Readers of this blog know of our interest in Islamic creationism and its leading spokesman, Adnan Oktar (pseudonym: Harun Yahya), interviewed here last June. Over at Science and Religion News, Salman Hameed has been posting comprehensive updates to this story including articles by himself and others. Hameed, an astronomer and assistant professor of science and humanities at Hampshire College in Massachusetts, is working on creationism in today’s Islamic world and how Muslims see science and religion. (Photo: Harun Yahya, 21 May 2008/Osman Orsal)
Hameed’s blog is a kind of one-stop shop for anyone interested in this topic.
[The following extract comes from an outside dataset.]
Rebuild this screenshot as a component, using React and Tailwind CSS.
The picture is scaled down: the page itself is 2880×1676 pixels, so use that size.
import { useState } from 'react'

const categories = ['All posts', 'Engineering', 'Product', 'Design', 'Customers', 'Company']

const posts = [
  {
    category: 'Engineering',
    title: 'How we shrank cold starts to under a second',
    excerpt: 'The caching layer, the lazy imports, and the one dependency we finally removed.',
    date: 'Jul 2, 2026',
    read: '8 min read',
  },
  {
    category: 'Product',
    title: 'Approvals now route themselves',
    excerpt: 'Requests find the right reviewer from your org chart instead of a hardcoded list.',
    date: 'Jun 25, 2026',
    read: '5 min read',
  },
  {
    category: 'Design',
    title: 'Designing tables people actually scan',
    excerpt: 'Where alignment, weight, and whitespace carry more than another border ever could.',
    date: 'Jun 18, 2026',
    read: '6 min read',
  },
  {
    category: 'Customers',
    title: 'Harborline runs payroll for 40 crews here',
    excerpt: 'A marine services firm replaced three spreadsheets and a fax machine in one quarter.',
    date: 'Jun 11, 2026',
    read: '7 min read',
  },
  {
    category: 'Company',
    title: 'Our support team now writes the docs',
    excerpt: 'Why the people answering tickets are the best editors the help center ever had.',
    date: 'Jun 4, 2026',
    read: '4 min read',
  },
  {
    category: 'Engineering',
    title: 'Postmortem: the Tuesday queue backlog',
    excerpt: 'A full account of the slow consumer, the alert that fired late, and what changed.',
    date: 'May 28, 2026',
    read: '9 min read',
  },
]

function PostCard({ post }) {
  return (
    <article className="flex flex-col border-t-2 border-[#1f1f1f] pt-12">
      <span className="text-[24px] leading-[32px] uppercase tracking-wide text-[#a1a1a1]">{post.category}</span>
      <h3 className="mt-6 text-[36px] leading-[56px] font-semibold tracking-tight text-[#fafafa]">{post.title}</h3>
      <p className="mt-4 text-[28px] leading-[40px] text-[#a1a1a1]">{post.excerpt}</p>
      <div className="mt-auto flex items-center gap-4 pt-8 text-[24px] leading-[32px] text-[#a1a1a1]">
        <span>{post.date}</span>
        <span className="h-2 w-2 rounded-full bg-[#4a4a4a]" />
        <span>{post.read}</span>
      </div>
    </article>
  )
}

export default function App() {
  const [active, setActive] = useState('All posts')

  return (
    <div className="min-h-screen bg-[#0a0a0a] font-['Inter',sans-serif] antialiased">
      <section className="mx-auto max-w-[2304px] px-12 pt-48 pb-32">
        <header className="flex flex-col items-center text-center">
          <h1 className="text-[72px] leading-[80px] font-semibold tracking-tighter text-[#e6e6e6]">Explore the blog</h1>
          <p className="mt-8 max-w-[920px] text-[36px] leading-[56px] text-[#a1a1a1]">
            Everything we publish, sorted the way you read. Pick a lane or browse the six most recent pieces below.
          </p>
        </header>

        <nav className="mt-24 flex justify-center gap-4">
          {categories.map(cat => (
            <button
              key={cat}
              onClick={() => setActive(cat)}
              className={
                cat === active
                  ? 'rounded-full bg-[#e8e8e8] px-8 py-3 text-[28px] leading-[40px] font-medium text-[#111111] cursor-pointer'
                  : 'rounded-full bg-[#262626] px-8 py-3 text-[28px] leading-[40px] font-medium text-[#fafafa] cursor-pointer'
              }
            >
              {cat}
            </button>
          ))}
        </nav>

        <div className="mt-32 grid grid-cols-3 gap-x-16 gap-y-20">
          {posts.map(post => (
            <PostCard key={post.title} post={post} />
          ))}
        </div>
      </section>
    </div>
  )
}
Since he’s posted several items in recent weeks, here’s a quick index:
Internet and the spread of Islamic Creationism, with a link to Martin Riexinger’s article Propagating Islamic Creationism on the Internet.
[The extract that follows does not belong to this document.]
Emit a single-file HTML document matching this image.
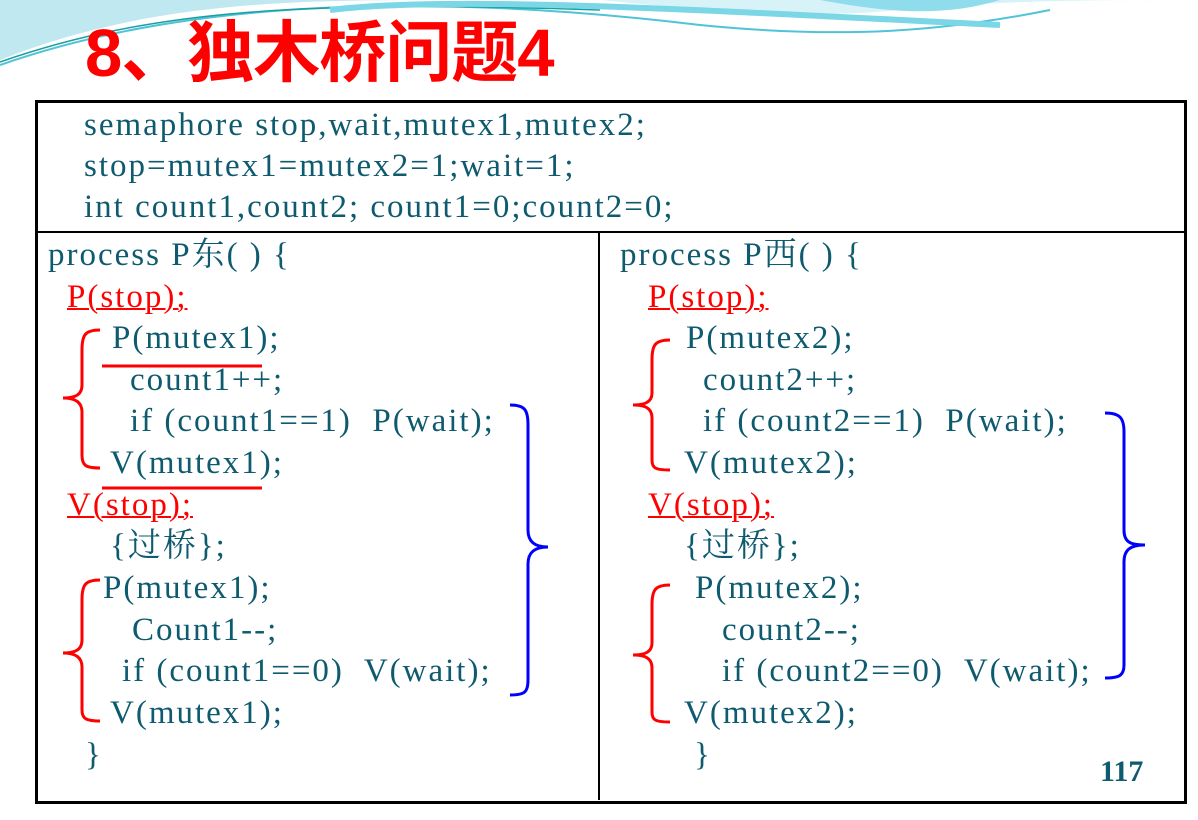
<!DOCTYPE html>
<html><head><meta charset="utf-8"><style>
body{margin:0;width:1198px;height:820px;background:#fff;position:relative;overflow:hidden;font-family:"Liberation Serif","Noto Serif CJK SC",serif;}
.t{position:absolute;font-size:33px;letter-spacing:2px;color:#0e5a6e;white-space:nowrap;line-height:40px;}
.r{color:#f00;text-decoration:underline;text-decoration-thickness:2px;}
#title{position:absolute;left:85px;top:14px;font-family:"Liberation Sans","Noto Sans CJK SC",sans-serif;font-weight:bold;font-size:67px;color:#f00;line-height:80px;letter-spacing:-1px}
#box{position:absolute;left:35px;top:100px;width:1146px;height:698px;border:3px solid #000;}
</style></head><body>
<svg style="position:absolute;left:0;top:0" width="1198" height="110">
<path d="M0 60 C150 0 300 0 450 0 L0 0Z" fill="#bfe8f0"/>
<path d="M0 65 C200 -5 450 -5 700 25 C850 40 950 30 1050 10" stroke="#4fc3d8" stroke-width="2" fill="none"/>
<path d="M0 62 C150 10 300 0 600 10" stroke="#1aa0a0" stroke-width="1.5" fill="none"/>
<path d="M600 0 C700 10 800 20 900 10 C1000 0 1100 0 1198 0Z" fill="#d8f3f8"/>
<path d="M820 0 C900 15 950 15 1000 0Z" fill="#8fdcec"/>
<path d="M330 10 C450 -5 700 10 1000 25" stroke="#7bd6e6" stroke-width="6" fill="none"/>
</svg>
<div id="title">8、独木桥问题4</div>
<div id="box"></div>
<div style="position:absolute;left:35px;top:231px;width:1149px;height:2px;background:#000"></div>
<div style="position:absolute;left:598px;top:232px;width:2px;height:568px;background:#000"></div>
<div class="t" style="left:84px;top:105px">semaphore stop,wait,mutex1,mutex2;</div>
<div class="t" style="left:84px;top:146px">stop=mutex1=mutex2=1;wait=1;</div>
<div class="t" style="left:84px;top:187px">int count1,count2; count1=0;count2=0;</div>

<div class="t" style="left:48px;top:235px">process P东( ) {</div>
<div class="t r" style="left:67px;top:277px">P(stop);</div>
<div class="t" style="left:112px;top:318px">P(mutex1);</div>
<div class="t" style="left:130px;top:360px">count1++;</div>
<div class="t" style="left:130px;top:401px">if (count1==1)&nbsp; P(wait);</div>
<div class="t" style="left:110px;top:443px">V(mutex1);</div>
<div class="t r" style="left:67px;top:485px">V(stop);</div>
<div class="t" style="left:110px;top:526px">{过桥};</div>
<div class="t" style="left:103px;top:568px">P(mutex1);</div>
<div class="t" style="left:132px;top:610px">Count1--;</div>
<div class="t" style="left:122px;top:651px">if (count1==0)&nbsp; V(wait);</div>
<div class="t" style="left:110px;top:693px">V(mutex1);</div>
<div class="t" style="left:85px;top:735px">}</div>

<div class="t" style="left:620px;top:235px">process P西( ) {</div>
<div class="t r" style="left:648px;top:277px">P(stop);</div>
<div class="t" style="left:686px;top:318px">P(mutex2);</div>
<div class="t" style="left:703px;top:360px">count2++;</div>
<div class="t" style="left:703px;top:401px">if (count2==1)&nbsp; P(wait);</div>
<div class="t" style="left:684px;top:443px">V(mutex2);</div>
<div class="t r" style="left:648px;top:485px">V(stop);</div>
<div class="t" style="left:684px;top:526px">{过桥};</div>
<div class="t" style="left:695px;top:568px">P(mutex2);</div>
<div class="t" style="left:722px;top:610px">count2--;</div>
<div class="t" style="left:722px;top:651px">if (count2==0)&nbsp; V(wait);</div>
<div class="t" style="left:684px;top:693px">V(mutex2);</div>
<div class="t" style="left:694px;top:735px">}</div>
<div class="t" style="left:1100px;top:752px;font-size:30px;letter-spacing:0;font-weight:bold">117</div>

<svg style="position:absolute;left:0;top:0" width="1198" height="820" fill="none" stroke-width="3">
<g stroke="#f00">
<line x1="102" y1="366" x2="262" y2="366"/>
<line x1="102" y1="488" x2="262" y2="488"/>
<path d="M100 330 C85 330 82 335 82 350 L82 385 C82 395 75 398 63 398 C75 398 82 402 82 412 L82 455 C82 465 85 468 100 468"/>
<path d="M100 580 C85 580 82 585 82 600 L82 640 C82 650 75 653 63 653 C75 653 82 657 82 667 L82 710 C82 718 85 721 100 721"/>
<path d="M670 340 C655 340 652 345 652 360 L652 393 C652 402 645 405 633 405 C645 405 652 408 652 418 L652 460 C652 468 655 470 670 470"/>
<path d="M670 585 C655 585 652 590 652 605 L652 643 C652 652 645 655 633 655 C645 655 652 658 652 668 L652 712 C652 720 655 722 670 722"/>
</g>
<g stroke="#00f">
<path d="M510 405 C525 405 528 410 528 425 L528 530 C528 542 535 547 548 547 C535 547 528 552 528 564 L528 680 C528 692 525 695 510 695"/>
<path d="M1105 413 C1120 413 1124 418 1124 432 L1124 530 C1124 542 1130 545 1145 545 C1130 545 1124 550 1124 562 L1124 665 C1124 675 1120 678 1105 678"/>
</g>
</svg>
</body></html>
Harun Yahya and the arts, with a link to Nathan Schneider’s article Harun Yahya’s Dark Arts — (subheader: One-on-one with the Turkish creationist who uses bad science and bizarre art to spread his vision of a troubled world).
Science paper on Islamic Creationism, with a helpful link to his article Bracing For Islamic Creationism that was published in Science but is blocked to non-subscribers.
Interview with New Scientist on Islamic Creationism, with a link to the text in New Scientist.
Ghamidi on Islam and evolution — this is interesting because it shows that Javed Ahmad Ghamidi, a leading Pakistani Islamic scholar often classified as a modernist, also rejects the Darwinist theory of common descent. He seems to subscribe to a kind of theistic evolution that rules out common descent. Hameed includes a YouTube interview with Ghamidi with a summary because it’s in Urdu.
Talking about “origins” in Pakistan, with link to a local report in The News.